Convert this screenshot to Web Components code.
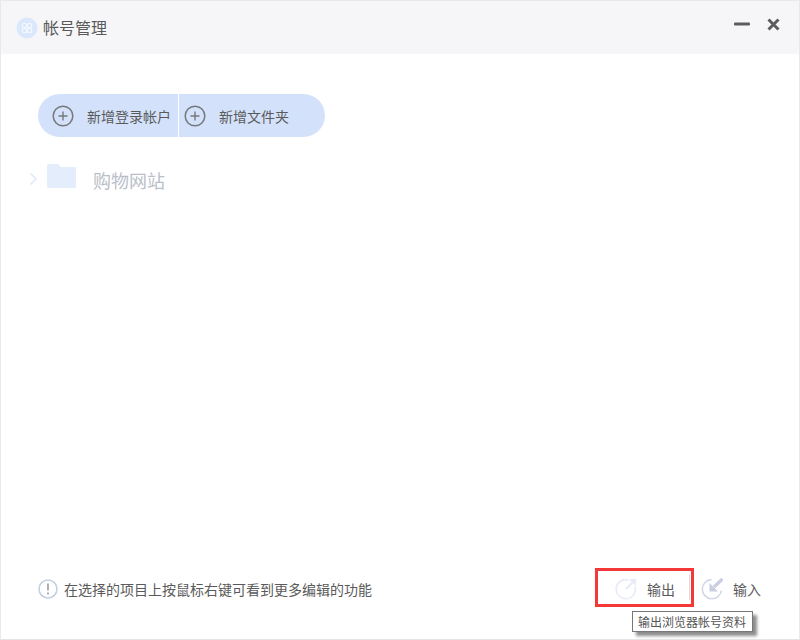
<!DOCTYPE html>
<html lang="zh-CN">
  <head>
    <meta charset="UTF-8" />
    <title>帐号管理</title>
    <style>
      html, body { margin: 0; height: 100%; background: #fff; }
      body { font-family: "Noto Sans CJK SC", "Liberation Sans", sans-serif; }
    </style>
  </head>
  <body>
    <account-window>
      <title-bar slot="top" heading="帐号管理"></title-bar>
      <div slot="actions" style="display:flex">
        <add-button label="新增登录帐户" kind="left"></add-button>
        <add-button label="新增文件夹" kind="right"></add-button>
      </div>
      <folder-row slot="tree" name="购物网站"></folder-row>
      <window-footer slot="bottom"></window-footer>
    </account-window>

    <script>
      // Outer frame of the dialog
      class AccountWindow extends HTMLElement {
        constructor() {
          super();
          this.attachShadow({ mode: "open" });
          this.shadowRoot.innerHTML = `
            <style>
              :host { display: flex; flex-direction: column; box-sizing: border-box; width: 800px; height: 640px;
                border: 1px solid #e9e9ec; border-bottom-color: #e4e4e6; overflow: hidden; position: relative; }
              .actions { padding: 40px 0 0 37px; }
              .tree { padding: 26px 0 0 28px; }
              .spacer { flex: 1; }
            </style>
            <slot name="top"></slot>
            <div class="actions"><slot name="actions"></slot></div>
            <div class="tree"><slot name="tree"></slot></div>
            <div class="spacer"></div>
            <slot name="bottom"></slot>
          `;
        }
      }
      customElements.define("account-window", AccountWindow);

      class TitleBar extends HTMLElement {
        constructor() {
          super();
          this.attachShadow({ mode: "open" });
        }
        connectedCallback() {
          this.shadowRoot.innerHTML = `
            <style>
              :host { display: flex; align-items: center; height: 53px; background: #f6f6f8; padding: 0 19px 0 15px;
                color: #5a5a5a; font-size: 16px; }
              .logo { display: block; margin-right: 5px; }
              .title { flex: 1; line-height: 53px; }
              .btns { display: flex; align-items: center; gap: 17px; padding-bottom: 7px; }
              svg { display: block; }
            </style>
            <svg class="logo" width="22" height="22" viewBox="0 0 22 22">
              <circle cx="11" cy="11" r="10.5" fill="#dbe7fb"/>
              <g fill="none" stroke="#f3f7fe" stroke-width="1.2">
                <rect x="6.5" y="6.5" width="4" height="4" rx="1"/>
                <rect x="11.5" y="6.5" width="4" height="4" rx="1"/>
                <rect x="6.5" y="11.5" width="4" height="4" rx="1"/>
                <rect x="11.5" y="11.5" width="4" height="4" rx="1"/>
              </g>
            </svg>
            <div class="title">${this.getAttribute("heading")}</div>
            <div class="btns">
              <svg width="16" height="12" viewBox="0 0 16 12"><rect x="0" y="4.5" width="16" height="3" rx="1" fill="#5c5c5f"/></svg>
              <svg width="13" height="13" viewBox="0 0 13 13"><path d="M1.5 1.5L11.5 11.5M11.5 1.5L1.5 11.5" stroke="#5c5c5f" stroke-width="3" fill="none"/></svg>
            </div>
          `;
        }
      }
      customElements.define("title-bar", TitleBar);

      // Half of the pill shaped button, kind says which end is rounded
      class AddButton extends HTMLElement {
        constructor() {
          super();
          this.attachShadow({ mode: "open" });
        }
        connectedCallback() {
          const left = this.getAttribute("kind") === "left";
          this.shadowRoot.innerHTML = `
            <style>
              :host { display: flex; align-items: center; box-sizing: border-box; height: 43px; background: #d3e2fa;
                color: #5a5a5a; font-size: 14px; white-space: nowrap;
                width: ${left ? 141 : 146}px; padding-left: ${left ? 14 : 5}px;
                border-radius: ${left ? "22px 0 0 22px" : "0 22px 22px 0"};
                ${left ? "border-right: 1px solid #fff;" : ""} }
              svg { display: block; margin-right: 13px; flex: none; }
            </style>
            <svg width="22" height="22" viewBox="0 0 22 22" fill="none" stroke="#77787c">
              <circle cx="11" cy="11" r="9.8" stroke-width="1.5"/>
              <path d="M11 6.5V15.5M6.5 11H15.5" stroke-width="1.4"/>
            </svg>
            <span>${this.getAttribute("label")}</span>
          `;
        }
      }
      customElements.define("add-button", AddButton);

      class FolderRow extends HTMLElement {
        constructor() {
          super();
          this.attachShadow({ mode: "open" });
        }
        connectedCallback() {
          this.shadowRoot.innerHTML = `
            <style>
              :host { display: flex; align-items: center; height: 30px; color: #b9bec8; font-size: 18px; }
              svg { display: block; flex: none; }
              .arrow { margin-right: 9px; margin-top: 2px; }
              .folder { margin-right: 17px; margin-top: -4px; }
              span { padding-top: 4px; }
            </style>
            <svg class="arrow" width="9" height="14" viewBox="0 0 9 14" fill="none" stroke="#dbe6f8" stroke-width="1.4"><path d="M1.5 1.5L7 7L1.5 12.5"/></svg>
            <svg class="folder" width="29" height="24" viewBox="0 0 29 24"><path d="M1.5 0H11L14 3H27.5A1.5 1.5 0 0 1 29 4.5V22.5A1.5 1.5 0 0 1 27.5 24H1.5A1.5 1.5 0 0 1 0 22.5V1.5A1.5 1.5 0 0 1 1.5 0Z" fill="#e3edfc"/></svg>
            <span>${this.getAttribute("name")}</span>
          `;
        }
      }
      customElements.define("folder-row", FolderRow);

      class WindowFooter extends HTMLElement {
        constructor() {
          super();
          this.attachShadow({ mode: "open" });
          this.shadowRoot.innerHTML = `
            <style>
              :host { display: flex; align-items: center; height: 36px; padding: 0 38px 32px 37px; color: #5a5a5a; font-size: 14px; }
              svg { display: block; flex: none; }
              .hint { flex: 1; display: flex; align-items: center; gap: 6px; }
              .item { display: flex; align-items: center; white-space: nowrap; }
              .out { margin-right: 26px; }
              .out svg { margin-right: 10px; }
              .in svg { margin-right: 10px; }
              /* red mark drawn over the screenshot */
              .mark { position: absolute; left: 594px; top: 567px; width: 93px; height: 33px; border: 3px solid #f43838; }
              .sep { position: absolute; left: 688px; top: 574px; width: 1px; height: 25px; background: #d8dbe2; }
              .tip { position: absolute; left: 631px; top: 610px; box-sizing: border-box; height: 21px; padding: 0 6px 0 5px;
                line-height: 20px; font-size: 12px; color: #555; background: #fff; border: 1px solid #77777a;
                box-shadow: 4px 4px 3px rgba(0,0,0,.45); white-space: nowrap; }
            </style>
            <div class="hint">
              <svg width="20" height="20" viewBox="0 0 20 20" fill="none">
                <circle cx="10" cy="10" r="9" stroke="#c3d0e2" stroke-width="1.6"/>
                <path d="M10 4.5V11.5" stroke="#9a9ca3" stroke-width="1.6"/>
                <path d="M10 13.5V15.5" stroke="#9a9ca3" stroke-width="1.6"/>
              </svg>
              <span>在选择的项目上按鼠标右键可看到更多编辑的功能</span>
            </div>
            <div class="item out">
              <svg width="22" height="22" viewBox="0 0 22 22" fill="none" stroke="#e6ebf6" stroke-width="1.6">
                <path d="M13.5 2A9.6 9.6 0 1 0 20 8.5"/>
                <path d="M11 11L17 5" stroke-width="2.2"/>
                <path d="M21.5 0.5L20.5 8L14 1.5Z" fill="#e6ebf6" stroke="none"/>
              </svg>
              <span>输出</span>
            </div>
            <div class="item in">
              <svg width="22" height="22" viewBox="0 0 22 22" fill="none" stroke="#d4d7e8" stroke-width="1.6">
                <path d="M10.5 1.6A9.6 9.6 0 1 0 20.4 12.5"/>
                <path d="M21.5 1L13 9" stroke="#c9cde2" stroke-width="3.4"/>
                <path d="M8.5 13.5L8.5 5L17 13.5Z" fill="#c9cde2" stroke="none"/>
              </svg>
              <span>输入</span>
            </div>
            <div class="mark"></div>
            <div class="sep"></div>
            <div class="tip">输出浏览器帐号资料</div>
          `;
        }
      }
      customElements.define("window-footer", WindowFooter);
    </script>
  </body>
</html>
____________________
- _TASK TO COMPLETE_:
Copy nothing but the lines from the top of the data down to the line containing "</account-window>", and leave the pictures out.

- _SOLUTION TO THIS TASK_:
Convert this screenshot to Web Components code.
<!DOCTYPE html>
<html lang="zh-CN">
  <head>
    <meta charset="UTF-8" />
    <title>帐号管理</title>
    <style>
      html, body { margin: 0; height: 100%; background: #fff; }
      body { font-family: "Noto Sans CJK SC", "Liberation Sans", sans-serif; }
    </style>
  </head>
  <body>
    <account-window>
      <title-bar slot="top" heading="帐号管理"></title-bar>
      <div slot="actions" style="display:flex">
        <add-button label="新增登录帐户" kind="left"></add-button>
        <add-button label="新增文件夹" kind="right"></add-button>
      </div>
      <folder-row slot="tree" name="购物网站"></folder-row>
      <window-footer slot="bottom"></window-footer>
    </account-window>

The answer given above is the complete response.